▶ [Exercise details]:
Quote every line below exactly and skip any picture.
* Start Source excerpt *
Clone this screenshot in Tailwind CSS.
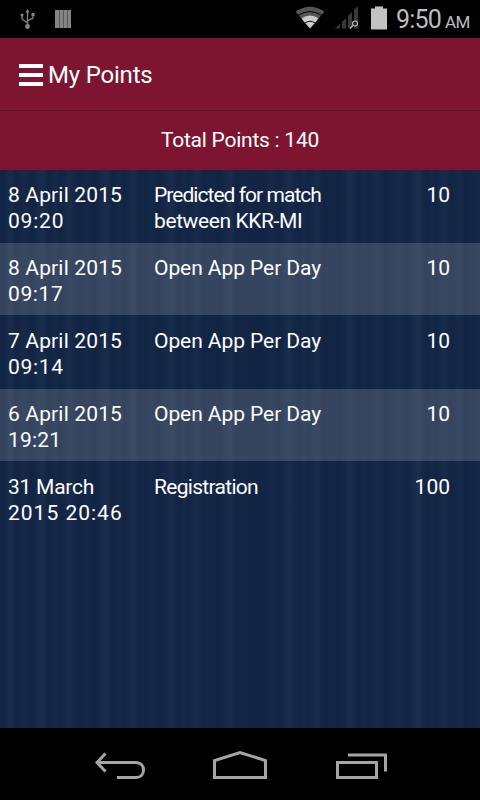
<!DOCTYPE html>
<html lang="en">
<head>
<meta charset="utf-8">
<title>My Points</title>
<script src="https://cdn.jsdelivr.net/npm/@tailwindcss/browser@4"></script>
</head>
<body class="w-[480px] h-[800px] overflow-hidden bg-black flex flex-col text-white font-['Roboto',sans-serif] whitespace-nowrap">
<div class="h-[38px] shrink-0 flex items-center justify-between bg-black">
  <svg width="80" height="38" fill="none" stroke="#858585" stroke-width="1.3">
    <path d="M27.5 12V27M22 15v4l5.500 4M33 15v3l-5.500 3"/>
    <path d="M27.500 9l2 3.500h-4zM31.500 13h3v3h-3z" fill="#858585" stroke="none"/>
    <circle cx="22" cy="15" r="1.500" fill="#858585" stroke="none"/><circle cx="27.500" cy="26.500" r="2.400" fill="#858585" stroke="none"/>
    <path d="M55 10h16v18H55z" fill="#858585" stroke="none"/><path d="M59.500 10v18M63.500 10v18M67.500 10v18" stroke="#555" stroke-width="1"/>
  </svg>
  <div class="flex items-center pr-[10px]">
    <svg width="100" height="38">
      <path d="M5.500 11.500Q20 2 34.500 11.500L20 28.500z" fill="#555"/>
      <path d="M13 20.500Q20 15 27 20.500L20 28.500z" fill="#ccc"/>
      <path d="M12.500 19.500Q20 14.500 27.500 19.500" fill="none" stroke="#ccc" stroke-width="3"/>
      <path d="M8 15.500Q20 7.500 32 15.500M15 23Q20 19.500 25 23" fill="none" stroke="#000" stroke-width="1"/>
      <path d="M45 28.500l5-5v5zM52 22l4-4v10.500h-4zM58 16l4-4v16.500h-4zM64 10l4-4v22.500h-4z" fill="#383838"/>
      <circle cx="65" cy="23.500" r="2.500" fill="#222" stroke="#bbb" stroke-width="1.100"/><path d="M63 25.500l-3 3" stroke="#bbb" stroke-width="1.200"/>
      <path d="M81 8.500h4v-2h8v2h4v21h-16z" fill="#c2c2c2"/>
    </svg>
    <div class="w-[80px] pl-[6px] flex items-baseline text-[#bdbdbd] leading-[38px] pt-[4px]"><span class="text-[25px] tracking-[-0.8px]">9:50</span><span class="text-[17px] tracking-[-0.5px] ml-[4px]">AM</span></div>
  </div>
</div>
<header class="h-[72px] shrink-0 bg-[#7d1531] flex items-center pl-[19px]">
  <div class="w-[24px] flex flex-col gap-[5px] mt-[1px]"><i class="h-1 bg-white"></i><i class="h-1 bg-white"></i><i class="h-1 bg-white"></i></div>
  <h1 class="text-[24px] leading-[30px] ml-[5px] mt-[1px] tracking-[-0.2px]">My Points</h1>
</header>
<div class="h-[60px] shrink-0 bg-[#7d1531] border-t border-[#641027] flex items-center justify-center text-[21px] tracking-[-0.25px]">Total Points : 140</div>
<main class="h-[558px] shrink-0 bg-[#112444] bg-[linear-gradient(90deg,#112444_4px,#1a2c4b_10px,#112444_16px,#162948_24px,#112444_32px,#1a2d4c_42px,#112444_49px,#152847_55px,#112444_61px,#182b4a_70px,#112444_78px,#142746_87px,#112444_95px,#1a2d4c_106px,#112444_113px,#152847_119px,#112444_125px,#1a2c4b_133px,#112444_140px,#142746_152px,#112444_158px,#192c4b_172px,#112444_179px,#152847_184px,#112444_189px,#182b4a_197px,#112444_205px,#132645_212px,#112444_220px,#1a2d4c_231px,#112444_236px,#132645_245px,#112444_261px,#152847_271px,#112444_280px,#192c4b_289px,#112444_298px,#152847_304px,#112444_309px,#182b4a_317px,#112444_323px,#132645_331px,#112444_340px,#192c4b_350px,#112444_359px,#152847_364px,#112444_369px,#172a49_377px,#112444_385px,#162948_400px,#112444_407px,#1b2e4d_418px,#112444_426px,#152847_432px,#112444_436px,#182b4a_445px,#112444_451px,#172a49_459px,#112444_465px,#142746_480px)] text-[21px] leading-[26px]">
  <section class="h-[73px] pt-[12px] pl-2 pr-[30px] grid grid-cols-[146px_1fr_auto]"><div><p class="tracking-[0.15px]">8 April 2015</p><p class="tracking-[0.8px]">09:20</p></div><div><p class="tracking-[-0.96px]">Predicted for match</p><p class="tracking-[-0.4px]">between KKR-MI</p></div><p>10</p></section>
  <section class="h-[72px] mb-px bg-white/15 pt-[12px] pl-2 pr-[30px] grid grid-cols-[146px_1fr_auto]"><div><p class="tracking-[0.15px]">8 April 2015</p><p class="tracking-[0.6px]">09:17</p></div><p class="tracking-[-0.07px]">Open App Per Day</p><p>10</p></section>
  <section class="h-[73px] pt-[12px] pl-2 pr-[30px] grid grid-cols-[146px_1fr_auto]"><div><p class="tracking-[0.15px]">7 April 2015</p><p class="tracking-[0.7px]">09:14</p></div><p class="tracking-[-0.07px]">Open App Per Day</p><p>10</p></section>
  <section class="h-[72px] mb-px bg-white/15 pt-[12px] pl-2 pr-[30px] grid grid-cols-[146px_1fr_auto]"><div><p class="tracking-[0.15px]">6 April 2015</p><p class="tracking-[0.2px]">19:21</p></div><p class="tracking-[-0.07px]">Open App Per Day</p><p>10</p></section>
  <section class="h-[73px] pt-[12px] pl-2 pr-[30px] grid grid-cols-[146px_1fr_auto]"><div><p class="tracking-[-0.25px]">31 March</p><p class="tracking-[1px]">2015 20:46</p></div><p class="tracking-[-0.7px]">Registration</p><p>100</p></section>
</main>
<nav class="h-[72px] shrink-0 bg-black">
  <svg width="480" height="72" fill="none" stroke="#a5a5a5" stroke-width="3">
    <path d="M97 34.500H136C146 34.500 146 49.500 136 49.500H117M105.500 25.500L97 34.500L105.500 43.500"/>
    <path d="M214.500 49.500V32.500L240 24.500L265.500 32.500V49.500z"/>
    <path d="M337.500 34.500H376.500V49.500H337.500zM348 27H385.500V43.500"/>
  </svg>
</nav>
</body>
</html>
* End Source excerpt *
▶ [Full answer]:
Clone this screenshot in Tailwind CSS.
<!DOCTYPE html>
<html lang="en">
<head>
<meta charset="utf-8">
<title>My Points</title>
<script src="https://cdn.jsdelivr.net/npm/@tailwindcss/browser@4"></script>
</head>
<body class="w-[480px] h-[800px] overflow-hidden bg-black flex flex-col text-white font-['Roboto',sans-serif] whitespace-nowrap">
<div class="h-[38px] shrink-0 flex items-center justify-between bg-black">
  <svg width="80" height="38" fill="none" stroke="#858585" stroke-width="1.3">
    <path d="M27.5 12V27M22 15v4l5.500 4M33 15v3l-5.500 3"/>
    <path d="M27.500 9l2 3.500h-4zM31.500 13h3v3h-3z" fill="#858585" stroke="none"/>
    <circle cx="22" cy="15" r="1.500" fill="#858585" stroke="none"/><circle cx="27.500" cy="26.500" r="2.400" fill="#858585" stroke="none"/>
    <path d="M55 10h16v18H55z" fill="#858585" stroke="none"/><path d="M59.500 10v18M63.500 10v18M67.500 10v18" stroke="#555" stroke-width="1"/>
  </svg>
  <div class="flex items-center pr-[10px]">
    <svg width="100" height="38">
      <path d="M5.500 11.500Q20 2 34.500 11.500L20 28.500z" fill="#555"/>
      <path d="M13 20.500Q20 15 27 20.500L20 28.500z" fill="#ccc"/>
      <path d="M12.500 19.500Q20 14.500 27.500 19.500" fill="none" stroke="#ccc" stroke-width="3"/>
      <path d="M8 15.500Q20 7.500 32 15.500M15 23Q20 19.500 25 23" fill="none" stroke="#000" stroke-width="1"/>
      <path d="M45 28.500l5-5v5zM52 22l4-4v10.500h-4zM58 16l4-4v16.500h-4zM64 10l4-4v22.500h-4z" fill="#383838"/>
      <circle cx="65" cy="23.500" r="2.500" fill="#222" stroke="#bbb" stroke-width="1.100"/><path d="M63 25.500l-3 3" stroke="#bbb" stroke-width="1.200"/>
      <path d="M81 8.500h4v-2h8v2h4v21h-16z" fill="#c2c2c2"/>
    </svg>
    <div class="w-[80px] pl-[6px] flex items-baseline text-[#bdbdbd] leading-[38px] pt-[4px]"><span class="text-[25px] tracking-[-0.8px]">9:50</span><span class="text-[17px] tracking-[-0.5px] ml-[4px]">AM</span></div>
  </div>
</div>
<header class="h-[72px] shrink-0 bg-[#7d1531] flex items-center pl-[19px]">
  <div class="w-[24px] flex flex-col gap-[5px] mt-[1px]"><i class="h-1 bg-white"></i><i class="h-1 bg-white"></i><i class="h-1 bg-white"></i></div>
  <h1 class="text-[24px] leading-[30px] ml-[5px] mt-[1px] tracking-[-0.2px]">My Points</h1>
</header>
<div class="h-[60px] shrink-0 bg-[#7d1531] border-t border-[#641027] flex items-center justify-center text-[21px] tracking-[-0.25px]">Total Points : 140</div>
<main class="h-[558px] shrink-0 bg-[#112444] bg-[linear-gradient(90deg,#112444_4px,#1a2c4b_10px,#112444_16px,#162948_24px,#112444_32px,#1a2d4c_42px,#112444_49px,#152847_55px,#112444_61px,#182b4a_70px,#112444_78px,#142746_87px,#112444_95px,#1a2d4c_106px,#112444_113px,#152847_119px,#112444_125px,#1a2c4b_133px,#112444_140px,#142746_152px,#112444_158px,#192c4b_172px,#112444_179px,#152847_184px,#112444_189px,#182b4a_197px,#112444_205px,#132645_212px,#112444_220px,#1a2d4c_231px,#112444_236px,#132645_245px,#112444_261px,#152847_271px,#112444_280px,#192c4b_289px,#112444_298px,#152847_304px,#112444_309px,#182b4a_317px,#112444_323px,#132645_331px,#112444_340px,#192c4b_350px,#112444_359px,#152847_364px,#112444_369px,#172a49_377px,#112444_385px,#162948_400px,#112444_407px,#1b2e4d_418px,#112444_426px,#152847_432px,#112444_436px,#182b4a_445px,#112444_451px,#172a49_459px,#112444_465px,#142746_480px)] text-[21px] leading-[26px]">
  <section class="h-[73px] pt-[12px] pl-2 pr-[30px] grid grid-cols-[146px_1fr_auto]"><div><p class="tracking-[0.15px]">8 April 2015</p><p class="tracking-[0.8px]">09:20</p></div><div><p class="tracking-[-0.96px]">Predicted for match</p><p class="tracking-[-0.4px]">between KKR-MI</p></div><p>10</p></section>
  <section class="h-[72px] mb-px bg-white/15 pt-[12px] pl-2 pr-[30px] grid grid-cols-[146px_1fr_auto]"><div><p class="tracking-[0.15px]">8 April 2015</p><p class="tracking-[0.6px]">09:17</p></div><p class="tracking-[-0.07px]">Open App Per Day</p><p>10</p></section>
  <section class="h-[73px] pt-[12px] pl-2 pr-[30px] grid grid-cols-[146px_1fr_auto]"><div><p class="tracking-[0.15px]">7 April 2015</p><p class="tracking-[0.7px]">09:14</p></div><p class="tracking-[-0.07px]">Open App Per Day</p><p>10</p></section>
  <section class="h-[72px] mb-px bg-white/15 pt-[12px] pl-2 pr-[30px] grid grid-cols-[146px_1fr_auto]"><div><p class="tracking-[0.15px]">6 April 2015</p><p class="tracking-[0.2px]">19:21</p></div><p class="tracking-[-0.07px]">Open App Per Day</p><p>10</p></section>
  <section class="h-[73px] pt-[12px] pl-2 pr-[30px] grid grid-cols-[146px_1fr_auto]"><div><p class="tracking-[-0.25px]">31 March</p><p class="tracking-[1px]">2015 20:46</p></div><p class="tracking-[-0.7px]">Registration</p><p>100</p></section>
</main>
<nav class="h-[72px] shrink-0 bg-black">
  <svg width="480" height="72" fill="none" stroke="#a5a5a5" stroke-width="3">
    <path d="M97 34.500H136C146 34.500 146 49.500 136 49.500H117M105.500 25.500L97 34.500L105.500 43.500"/>
    <path d="M214.500 49.500V32.500L240 24.500L265.500 32.500V49.500z"/>
    <path d="M337.500 34.500H376.500V49.500H337.500zM348 27H385.500V43.500"/>
  </svg>
</nav>
</body>
</html>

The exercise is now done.